A congressional committee has taken a step toward granting a terminally ill British baby residency in the United States so he can receive experimental treatment.

The House Committee on Appropriations voted unanimously Tuesday to approve an amendment introduced by Rep. Jaime Herrera Beutler (R-Wash.) that would grant permanent residency to 11-month-old Charlie Gard and his parents, who have waged a lengthy court battle to prevent a London hospital from withdrawing life support.

The case has drawn intense media scrutiny in Britain, and some outlets reported Wednesday that the committee vote means Charlie could soon be on his way to the U.S. for treatment. But the amendment would need to clear several more hurdles — including votes by the full House and the Senate — to become law.

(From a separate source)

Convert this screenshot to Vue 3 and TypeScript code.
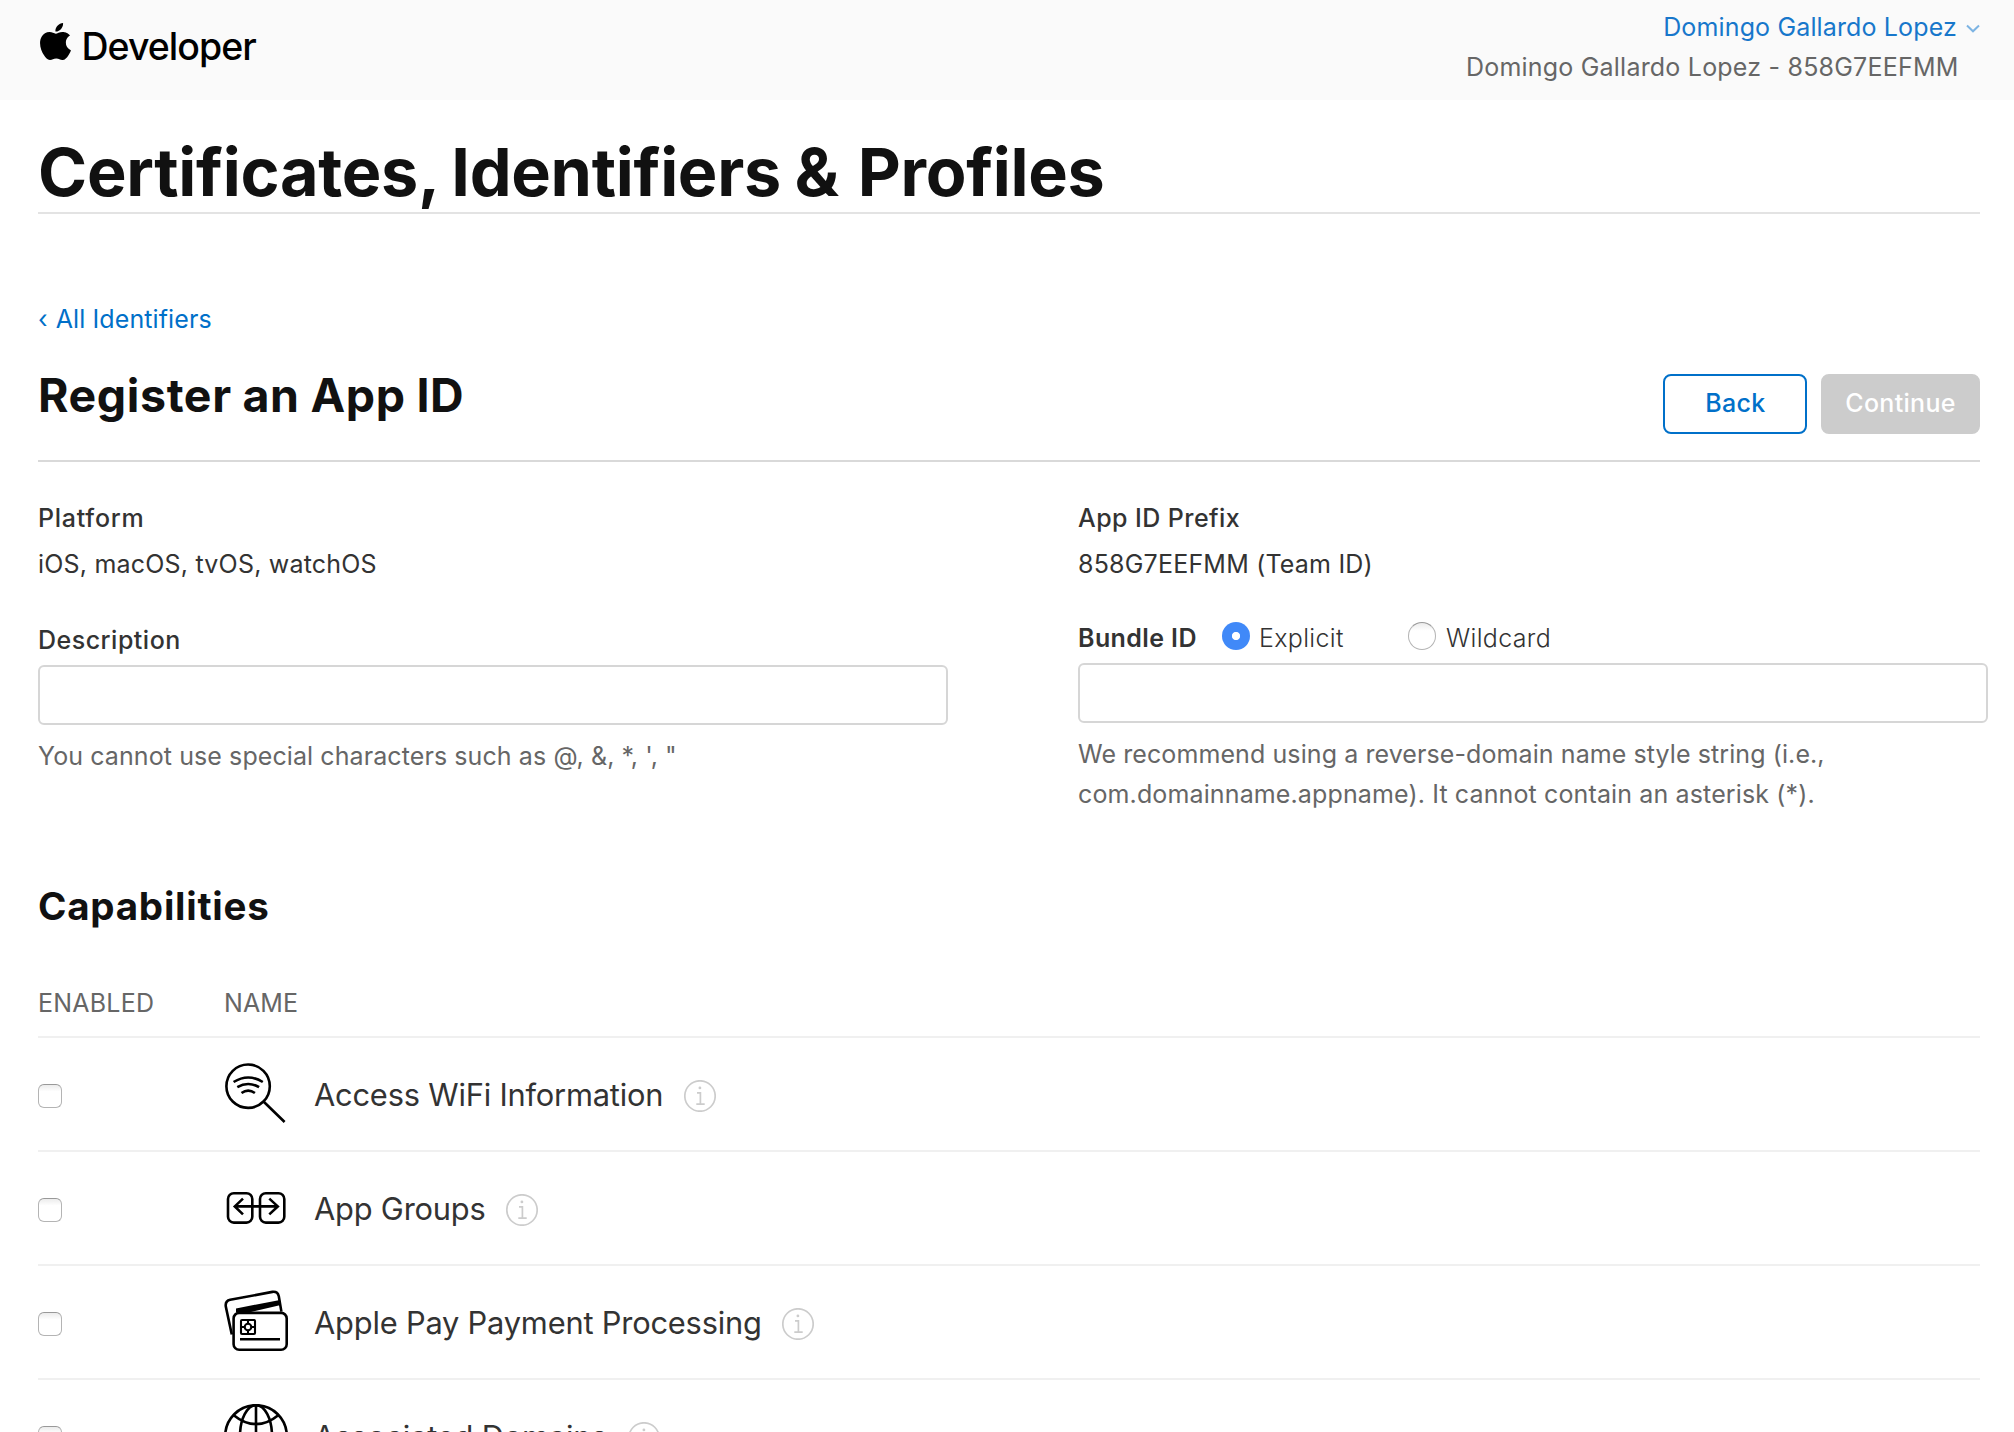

That is likely to take some time. The amendment was added to a controversial spending bill that includes funding for President Trump’s border wall.

A British judge is expected to rule next week on whether Charlie, who suffers from a rare genetic condition that has left him with severe brain damage and unable to move or breath on his own, can be transferred to the U.S. or Italy, where there are hospitals offering to take over his care. 

Great Ormond Street Hospital for Children, which has been treating Charlie since October, obtained a court order in April allowing doctors to take the boy off a ventilator because they don't think the proposed treatment will help and could cause him additional pain and distress.

Two other British courts agreed with the decision, and the European Court of Human Rights in Strasbourg, France, declined to take up the case last month. But when hospital officials were contacted by the other facilities, they agreed to return to the original court to give the judge a chance to reconsider.

At an emotional hearing last week, a U.S. doctor testified over a video link that there was clinical evidence suggesting that Charlie might improve with the treatment. The judge asked the doctor to go to London to evaluate Charlie and meet with his medical team, which the doctor did on Monday and Tuesday.

The case has become an international cause célèbre, with both Trump and Pope Francis tweeting their support for Charlie’s parents, Connie Yates and Chris Gard. Conservative Christian and anti-abortion groups in the U.S. have also taken up their cause.

“Parents have the most at stake when it comes to standing up for their children and right now, we have an incredible opportunity to stand with a family and save a child’s life,” Beutler said in a statement Tuesday.

Last week, Rep. Brad Wenstrup (R-Ohio) and Rep. Trent Franks (R-Ariz.) introduced legislation to grant permanent resident status to Charlie and his family. That bill has not come up for a vote yet.